Samsung T100

It is April 2002, and if you walk into any high-street mobile shop in the UK, you’re likely to see a crowd of people huddled around a small, silver, egg-shaped device. That device is the Samsung SGH-T100, and it is currently making every Nokia on the shelf look like it belongs in a black-and-white film from the 1940s. While we’ve been dutifully tapping away at our pea-soup green monochrome screens or squinting at the washed-out STN displays of the Ericsson T68, Samsung has essentially strapped a high-end television to a phone hinge and called it a day.

The headline act—the only act, really—is that screen. It’s a Thin Film Transistor (TFT) active-matrix LCD, and it is a revelation. It supports 4,096 colours at a resolution of 128 x 160 pixels, and it is so bright, so sharp, and so vivid that it genuinely startles people. For the first time, a mobile screen doesn’t just display information; it displays art. The pre-loaded wallpapers of tropical fish and mountain landscapes look better than the actual world outside a rainy window in Slough. This is the moment the mobile phone stopped being a communication tool and started being a multimedia entertainment device.

Technically, the T100 is a dual-band GSM 900/1800 handset, which is perfectly fine for the UK market but means you’ll be out of luck if you’re planning a business trip to the States. At 94g, it’s remarkably light for something that feels so premium. The clamshell design is quintessentially Samsung—smooth, curvaceous, and finished in a metallic silver that feels expensive. On the front, you’ve got a small monochrome sub-LCD that handles the basics: time, signal, and caller ID. It’s a sensible bit of engineering that prevents you from having to flip the phone open every five minutes, which is good, because the main screen is such a power-hog that it would probably drain the battery in forty seconds if it stayed on.

Speaking of batteries, Samsung has made a very interesting—and slightly worrying—decision. In the box, you’ll find two batteries: a slimline one that makes the phone look sleek but lasts about as long as a chocolate teapot, and a “high-capacity” one that adds a significant hump to the back of the device. This is a tacit admission from the engineers that 2002-era battery tech just isn’t ready for the “always-on” colour revolution. If you’re planning on using the T100 for anything more than a three-minute chat, you’d better carry the spare in your pocket like a high-tech survivalist.

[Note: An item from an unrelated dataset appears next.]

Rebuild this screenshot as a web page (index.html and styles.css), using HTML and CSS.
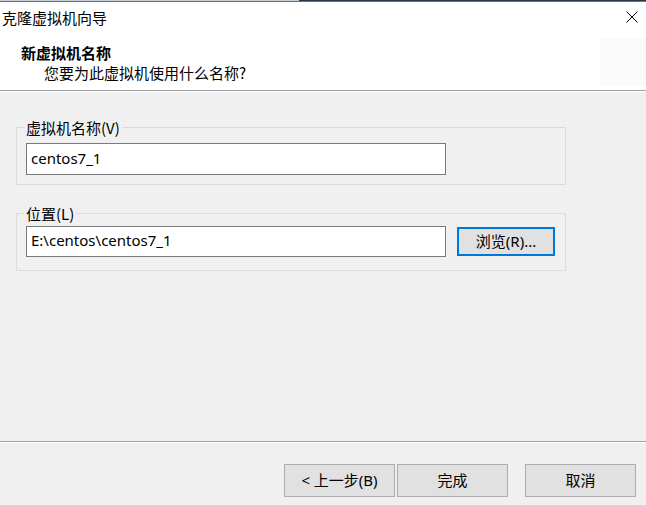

The audio is another area where Samsung is showing off. The T100 features 16-chord polyphonic ringtones, which are a massive leap over the monophonic beeps and boops we’ve grown used to. When this thing rings with its pre-loaded rendition of Mozart or a pop melody, it actually sounds like music. It’s loud, it’s clear, and it’s the perfect way to let everyone on the bus know that you’ve got a phone that cost more than their monthly rent.

However, once you get past the jaw-dropping screen and the lovely audio, the T100 starts to reveal its limitations. The user interface is… well, it’s a bit basic. Compared to the intuitive Navi-Key system of a Nokia or the sophisticated menus of an Ericsson, the T100 feels a bit like using a very pretty calculator. There’s no GPRS, which is a baffling omission for a phone launched in 2002, and the WAP browser is strictly dial-up (CSD). This means that while you have this incredible screen, you can’t actually use it to browse the modern mobile web at any decent speed. You’re also stuck with 500 phonebook entries and no Bluetooth or infrared for easy file sharing. It’s a very beautiful, very expensive island.

But does any of that matter? Not really. In 2002, the T100 is a status symbol of the highest order. It’s the phone you see being used by the fashion elite in the West End. It’s a piece of jewelry that happens to make phone calls. Samsung has realised that the average consumer doesn’t care about data protocols or frequency bands; they care about how the phone makes them feel when they flip it open and the screen glows with the fire of a thousand suns. It’s a landmark device that has effectively fired the starting gun on the “screen wars,” and while it might be a bit of a “one-trick pony” technically, what a magnificent trick it is.